Writing for a three-judge panel of the appellate district's fifth division, Justice Sandy R. Kriegler said: "The regulatory scheme allows the stewards to discipline any person responsible for the failure of any horse to start in a race when the starting was obligatory. The stewards may take disciplinary actions after the failure to run occurs, limited to fines, suspension or exclusion of the person responsible. But the regulations do not authorize any preemptive action by the stewards to prevent the failure of a horse to start. There is no discretion vested in the stewards to bar an owner from retrieving his or her horse before a race is run."
The trial judge had found that Slender was protected by a CHRB rule that gave him discretion as a steward and that Glatt, who saddled John's Kinda Girl for the race (even though he had been fired that morning by Jamgotchian), was not acting as Slender's agent. In overturning the summary judgment, the appellate court, in its 21-page brief, said those were issues that a jury should decide.
The rule in question states: "Should any case occur which may not be covered by the Rules and Regulations of the Board or by other accepted rules of racing, its shall be determined by the stewards in conformity with justice and in the interest of racing."
Kriegler said the rule did not apply here, finding instead that "an owner's late withdrawal of a horse from a race is expressly covered in the rules and regulations."
Ronald S. Caswell, the attorney for Jamgotchian, claims the decision has implications not only for California horse racing, but for government as well.

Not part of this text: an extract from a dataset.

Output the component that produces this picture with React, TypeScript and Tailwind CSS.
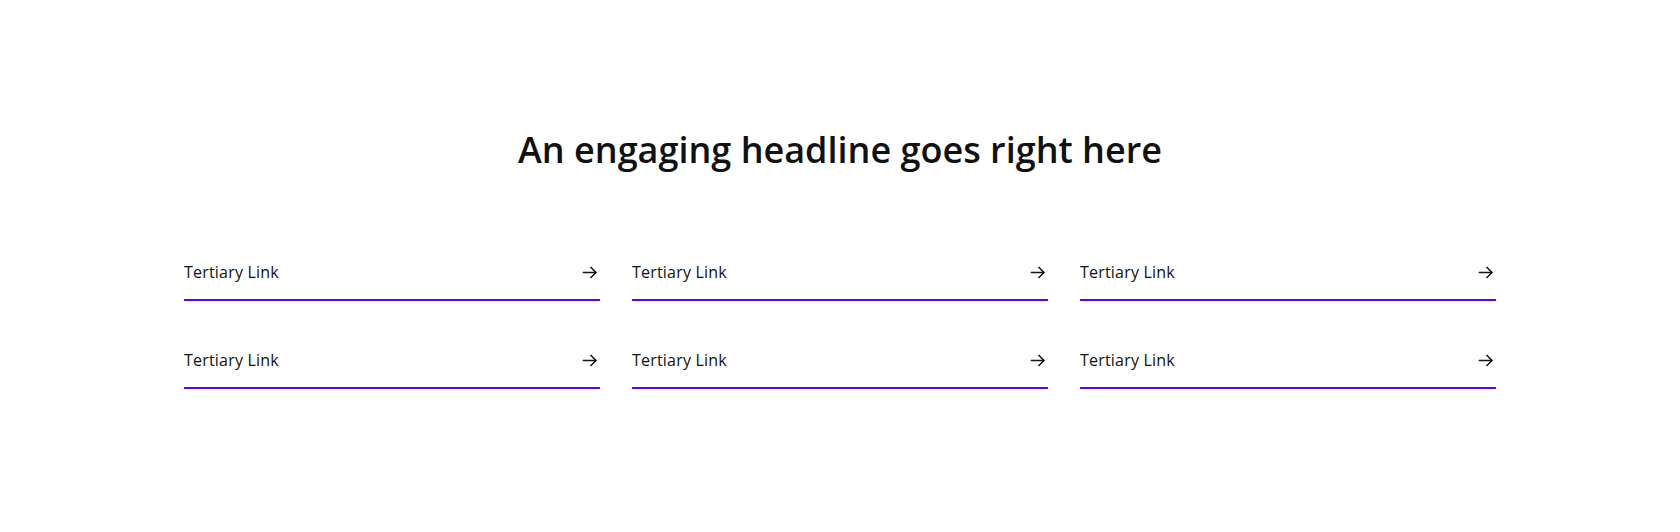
const LINKS = Array.from({ length: 6 }, () => 'Tertiary Link');

function ArrowIcon() {
  return (
    <svg width="20" height="20" viewBox="0 0 20 20" fill="none" className="shrink-0">
      <path
        d="M3.5 10.5H16M11 5.5L16 10.5L11 15.5"
        stroke="#161616"
        strokeWidth="1.5"
        strokeLinecap="square"
      />
    </svg>
  );
}

function TertiaryLink({ label }: { label: string }) {
  return (
    <a
      href="#"
      className="flex items-center justify-between h-[56px] border-b-2 border-[#6200ee] text-[16px] leading-[24px] tracking-[0.2px] font-medium text-[#111111]"
    >
      <span>{label}</span>
      <ArrowIcon />
    </a>
  );
}

export default function App() {
  return (
    <div className="min-h-[532px] bg-white font-['Open_Sans',sans-serif]">
      <div className="pt-[128px] w-[1312px] mx-auto">
        <h1 className="text-center text-[36px] leading-[44px] font-semibold text-[#111111]">
          An engaging headline goes right here
        </h1>
        <div className="mt-[73px] grid grid-cols-3 gap-x-8 gap-y-8">
          {LINKS.map((label, i) => (
            <TertiaryLink key={i} label={label} />
          ))}
        </div>
      </div>
    </div>
  );
}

"This is a big decision because it says that if a government employee acts outside the scope of his authority, he can be held liable for it," he said.
Caswell said that in this instance, Slender should have allowed Jamgotchian to scratch his horse and hold a disciplinary hearing afterward.
In that event, he said, Slender "had the right to suspend, fine and exclude."
State deputy attorney general Albert Y. Muratsuchi, who has represented Slender in the proceedings, did not return a phone message seeking comment on the decision, or whether the office would appeal to the California Supreme Court.
In his brief in support of the the original ruling, Muratsuchi said that Jamgotchian, by entering John's Kinda Girl, had submitted to Slender's jurisdiction over conduct of the race. He argued that Slender had acted within the scope of his authority under CHRB rules, adding that Glatt, even though he had been "fired" by Jamgotchian, remained the trainer of record and was the one responsible for racing the horse over his client's objection.
Caswell said the case will be sent back to Los Angeles County to be reassigned. He said he expects the suit to go to trial later this year.
Kirk Breed, the CHRB's executive director, said that the attorney general's office, in consultation with the agency, would determine whether to appeal further. He said the board would be briefed on the case in closed session during its monthly meeting Feb. 26 at Santa Anita.
"The board has made a decision to back our steward," he said. "We can take it to the California Supreme Court or it goes back to superior court for trial. One way or the other, it goes back to trial; we'll call our witnesses and they'll call theirs. Nothing's going on with this deal so far except that we're spending a lot of money on lawyers. I'd just as soon go to trial and get this resolved."
Slender, a California steward for more than 30 years, was employed as an independent contractor and was sued individually, along with Glatt. The CHRB is not a defendant, raising the question of who would be ultimately liable for damages were Jamgotchian to prevail. Breed said he believed the CHRB would take responsibility if there are any damages.
John's Kinda Girl ran seventh of eight at odds of 28-1 in the Del Mar race. Jamgotchian contends she injured an ankle in the race and was never the same afterward. He seeks actual damages of about $50,000 for infliction of intentional hardship, plus an unspecified punitive award.
The lawsuit, filed in December 2005, launched Jamgotchian as an extremely vocal critic of the CHRB, in particular Ingrid Fermin, then the executive director, and former chairman Richard Shapiro. Jamgotchian has filed several public record request complaints against the CHRB in the past few years and claims to have won more than $70,000 from the agency in court costs.
"If necessary, this case will re-write the rules of California horseracing as the CHRB's current case position is that CHRB Rule 1530 actually allows the stewards to take and race an owner's horse, as they did in my case," Jamgotchian said in an e-mail. "My goal is to make sure that this doesn't happen again to any other California horseowner.
"I'm very happy that the Court of Appeal has issued a strong warning to the CHRB and I hope they listen. If not, this case will go to trial and the court will make the final decision on who actually 'owns' the horse and forever address this bizarre CHRB rule interpretation."